2) **Inference**: draw conclusions about a population based on samples of data taken from that population. It involves:
    - *Estimation*
    - *Comparison*
    - *Relationship*

3) **Prediction**: fill in the missing values based on other values. It involves:
    - *Machine Learning*
    - ~~*Optimization*~~

### Prediction

We mentioned exploration and inference, but what is *Prediction*?

If the time it takes to commute to the bootcamp location:

- Last week on Sunday it took me 50 minutes
- On Monday it took 48 minutes
- On Tuesday: 52 minutes
- On Wednesday: 49 minutes
- On Thursday: ... (how much time will it take?)

**Time-wise**: prediction can be about the future, the past, or missing in-between. **In general**: missing values can be inferred from other values, after the pattern is learned from the data.

# Data Science Tools

Python tools for data science are built on top of the following fundamental packages/libraries:

- **NumPy**: The fundamental **package** for scientific computing with Python.
- **SciPy**: Fundamental **algorithms** for scientific computing in Python.
- **Matplotlib** is a comprehensive library for creating static, animated, and interactive **visualizations** in Python.


![Numpy Languages](../assets/numpy-languages.png)

Such Python libraries use **C** underneath to achieve high performance, yet provides it in a simple Pythonic Interface / API.

## A. Data Wrangling and Exploration

### 1. Pandas

**Pandas** provides fast, flexible, and expressive data structures designed to make working with “relational” or “labeled” data both easy and intuitive. It is built on top of **NumPy**, which is built on top of **C**. So, it is really fast.

#### Get started

To get started with Pandas, follow the official [Getting started tutorials](https://pandas.pydata.org/docs/getting_started/intro_tutorials/index.html).

#### Exercises

To get some exercise, follow the Kaggle Courses:

- Learn Pandas: https://www.kaggle.com/learn/pandas
- Data Cleaning: https://www.kaggle.com/learn/data-cleaning
- Feature Engineering: https://www.kaggle.com/learn/feature-engineering

#### Mindmap (Cheat Sheet)

You may also look at the following Pandas Mind Map:

- https://xmind.ai/share/ugVH30g4

### 2. Seaborn

- Create publication quality plots.
- Make interactive figures that can zoom, pan, update.
- Customize visual style and layout.
- Export to many file formats.
- Embed in JupyterLab and Graphical User Interfaces.
- Use a rich array of third-party packages built on Matplotlib.

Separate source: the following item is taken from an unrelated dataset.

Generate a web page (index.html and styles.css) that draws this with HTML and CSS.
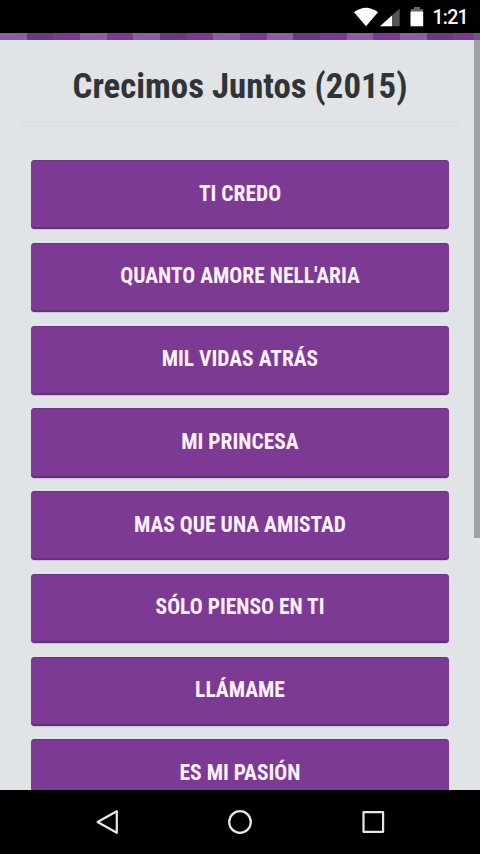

**Seaborn** is a library for making statistical graphics in Python. It builds on top of **matplotlib** and integrates closely with **pandas** data structures.

- Seaborn Intro: https://seaborn.pydata.org/tutorial/introduction.html
- Matplotlib (low-level) user guide: https://matplotlib.org/stable/users/index.html#users-guide-index

Kaggle Courses:

- Data Visualization: https://www.kaggle.com/learn/data-visualization

## B. Statistical Packages

**Statsmodels**: statistical models, hypothesis tests, and data exploration.

## C. Machine Learning (Pattern Recognition)

**Scikit-learn**:

- Simple and efficient tools for predictive data analysis
- Accessible to everybody, and reusable in various contexts
- Built on NumPy, SciPy, and matplotlib
- Open source, commercially usable - BSD license

**PyCaret**: an alternate low-code library that can be used to replace hundreds of lines of code with few words only. This makes experiments exponentially fast and efficient. PyCaret is essentially a Python wrapper around several machine learning libraries and frameworks such as scikit-learn, XGBoost, LightGBM, CatBoost, Optuna, Hyperopt, Ray, and many more.